The Soviet Union during 1985, was in complete disarray due to various external and internal factors. Some of the main factors that were causing this instability within the Soviet Union was the centralized economy, the crippling military budget and the OPEC embargo. Throughout the 1970s, the Soviet Union had a highly centralised command economy. While at first this form of economy did not pose a problem, it would later be too hard to control seeing as the country was expanding at a rapid rate. This led Alexi Kosygin, a ukranian economist, to suggest that the Soviet Union get rid of the centralized government and to move back to a profit based economy. While this did stimulate the economy for a short period of time it would later prove to be ineffective which would lead the Soviet Union into the era of stagnation. The term, era of stagnation, was coined by Mikhail Gorbachev after he witnessed the effects that these factors had on the economy and on the country itself. When Gorbachev entered office in 1985, he made plans to change the current economic state of the Soviet Union with his new policy Perestroika. According to Gorbachev’s book, Perestroika: New Thinking for Our Country and the World, he says “In short, we need broad democratisation of all aspects of society. That democratisation is also the main guarantee that the current processes are irreversible… We want to invigorate the human factor.” (Mikhail Gorbachev) In essence, Gorbachev’s new plan called for significant changes regarding the decentralisation of the Soviet Economic policy. 

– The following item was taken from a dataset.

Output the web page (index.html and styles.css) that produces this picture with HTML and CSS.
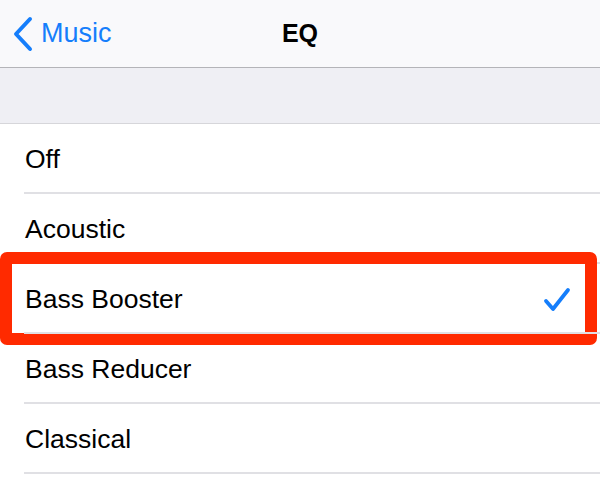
FILE: index.html
```html
<!DOCTYPE html>
<html lang="en">

<head>
    <meta charset="UTF-8">
    <meta name="viewport" content="width=device-width, initial-scale=1.0">
    <title>EQ</title>
    <link rel="stylesheet" href="styles.css">
</head>

<body>

    <div class="navbar">
        <a class="back" href="#">
            <svg class="chevron" width="22" height="36" viewBox="0 0 22 36">
                <path d="M18 3 L4 18 L18 33" fill="none" stroke="#157efb" stroke-width="4" stroke-linecap="round" stroke-linejoin="round" />
            </svg>
            <span>Music</span>
        </a>
        <h1 class="title">EQ</h1>
        <div class="spacer"></div>
    </div>

    <div class="group-gap"></div>

    <ul class="list">
        <li class="row">Off</li>
        <li class="row">Acoustic</li>
        <li class="row selected">
            Bass Booster
            <svg class="check" width="28" height="26" viewBox="0 0 28 26">
                <path d="M3 14 L10 22 L25 3" fill="none" stroke="#157efb" stroke-width="3.8" stroke-linecap="round" stroke-linejoin="round" />
            </svg>
            <!-- 标注框 -->
            <div class="highlight"></div>
        </li>
        <li class="row">Bass Reducer</li>
        <li class="row">Classical</li>
    </ul>

</body>

</html>
```

FILE: styles.css
```css
* {
    margin: 0px;
    padding: 0px;
    box-sizing: border-box;
}

ul,
ol {
    list-style: none
}

body {
    width: 600px;
    background-color: #fff;
    font-family: "Liberation Sans", Arial, sans-serif;
    color: #000;
    overflow: hidden;
}

.navbar {
    height: 68px;
    background-color: #f9f9fb;
    border-bottom: 1px solid #b4b4b8;

    display: flex;
    align-items: center;
    padding: 0 12px 0 12px;
}

.navbar .back {
    flex: 1;
    display: flex;
    align-items: center;
    text-decoration: none;
    color: #157efb;
    font-size: 27px;
}

.navbar .back .chevron {
    margin-right: 7px;
    margin-top: 1px;
}

.navbar .title {
    font-size: 25px;
    font-weight: 700;
    text-align: center;
}

.navbar .spacer {
    flex: 1;
}

.group-gap {
    height: 56px;
    background-color: #efeff4;
    border-bottom: 1px solid #d6d6da;
}

.list .row {
    position: relative;
    height: 70px;
    padding: 0 24px 0 25px;

    display: flex;
    align-items: center;
    justify-content: space-between;

    font-size: 26.5px;
}

/* 左侧缩进的分隔线 */
.list .row::after {
    content: "";
    position: absolute;
    left: 24px;
    right: 0;
    bottom: 0;
    height: 2px;
    background-color: #e0e0e4;
}

.list .row .check {
    margin-right: 5px;
    margin-top: 1px;
}

.highlight {
    position: absolute;
    top: -12px;
    bottom: -11px;
    left: 0;
    right: 3px;
    border: 12px solid #ff2a00;
    border-radius: 7px;
}
```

Perestroika in many ways was one of the main causes for the fall of the Soviet Union in 1991. Perestroika as defined by the historian Robert Grogin,  was designed to cure the economic inertia, overhaul the bureaucracy, the Communist Party, and even the military, and so make the country more competitive. The restructuring of the Soviet economy came to include a partial reduction of the central planning system, the introduction of market mechanisms, an emphasis on quality, the more efficient employment of labor, and the infusion of new investment and technologies into industry. While Gorbachev’s intentions for reform were pure and honest, they eventually brought the demise of the empire. In the document written by the CIA in 1988, they provide a detailed analysis regarding perestroika and highlight potential failures of the policy and speculate the outcome of the nation. According to the document, there were three long term problems that could arise if Gorbachev continued to push his aggressive economic reform policy, problems facing industrial modernization, revitalizing management, and dealing with finite resources. Another thing mentioned in the document is Gorbachev’s idea of implementing capitalism into their ‘communist’ system. He wanted to redefine the idea of communism in his own way which gave people false hope and which ultimately lead to widespread unrest within the Soviet Union

In addition to this Gorbachev enacted many different half policies in an attempt to fix the Soviet Union. In the Soviet Archives, it details the half policies of Perestroika that Gorbachev enacted which eventually led to the collapse of the Soviet Union. Among these the most notable were the withdrawal of forces from Afghanistan in February of 1989, the emancipation of Germany with the removal of the Berlin wall, and the end of the Warsaw Pact. The document also detailed the effects of Gorbachev’s futile attempts of establishing a market economy. The document details how the attempt not only didn’t work but it also caused lines for scarce goods in stores to rise dramatically and civil unrest to peak. This soon led to many different coups and revolutions which in turn caused the dissolution of the Soviet Union and the formation of the commonwealth of independent states.

Although Gorbachev did cause many of the problems that would ultimately lead to the demise of the union, it can be argued that the Soviet Union was already on course to fail. According to political scientist Robert Knight’s book, Stalinism in Crisis, he believes that the flaws of the Soviet Union were caused by the Centralized planning and were never undercome. He believed that Perestroika only expedited the fall of the Soviet Union and that the centralized planning of the economy and the excessive overspending on the military during the Cold War era was the major flaw of the Soviet Union. However, economist Victor Kuzentsov, argues in his essay “The Economic Factors of the USSR’s Disintegration”, that while the centralized economy and the excessive spending did cause many problems, the Soviet Union was still considered moderate in the eyes of the world. He believes that it wasn’t until Gorbachev’s half policies that the Soviet Union truly began to collapse. 

In conclusion, Gorbachev’s policy of perestroika was a significant factor in the decline and dissolution of the Soviet Union in 1991. In addition the half policies created from perestroika played a vital role in the  economic decline of the country and the beginning of the revolutions which would ultimately lead to the Soviet Union’s collapse.